While it is good to know that there available avenues to seek help, and that schools are proactively addressing this issue, there is a pressing and urgent need to equip those who are closest to home for the child – the parents.

In the article, Madam Choy Wai Yin, director of MOE's guidance branch at the student development curriculum division, shares that they have increased efforts to raise awareness amongst parents on mental wellness for their children.

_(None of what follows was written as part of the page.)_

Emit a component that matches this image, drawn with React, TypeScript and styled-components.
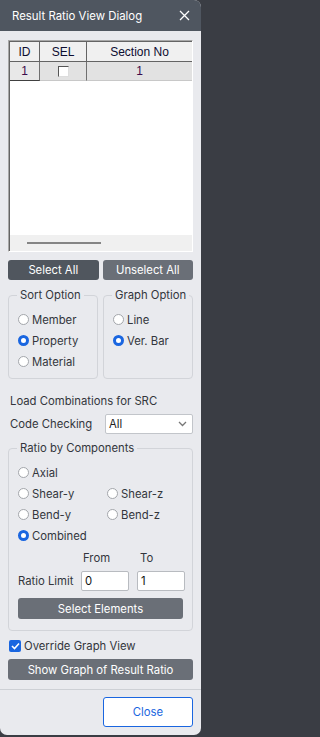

This is a step in the right direction.

Two separate local studies have shown that when parents exert a positive and affirming influence in their children's lives, these young people experience lower levels of stress.

One study of Singaporean children, found that those seven-year-old children whose parents showed more positive support towards them, had lower tendencies to react to stress with negative affect, such as fear and anger, and were able to regulate their emotions better (Hong, Lee, Chng, et al., 2017).

Another study of local secondary school children found that students who perceive their parents as being more “responsive, supportive, and involved in their learning” experienced lower anxiety in learning math, whereas students who perceived their parents as using more coercive discipline experienced higher anxiety (Luo, Aye, Hogan et.al., 2013).

The positive impact that parents can have over their children to mitigate stress and anxiety should not be underestimated.

However, it takes more than good intentions and a desire to help our children. At times, even well-meaning parents may not realise the levels of stress and anxiety that our children face, particularly in the adolescent years when they are navigating social relationships, heavier academic workload and a natural desire for individuation - what we see, is likely just the tip of the iceberg.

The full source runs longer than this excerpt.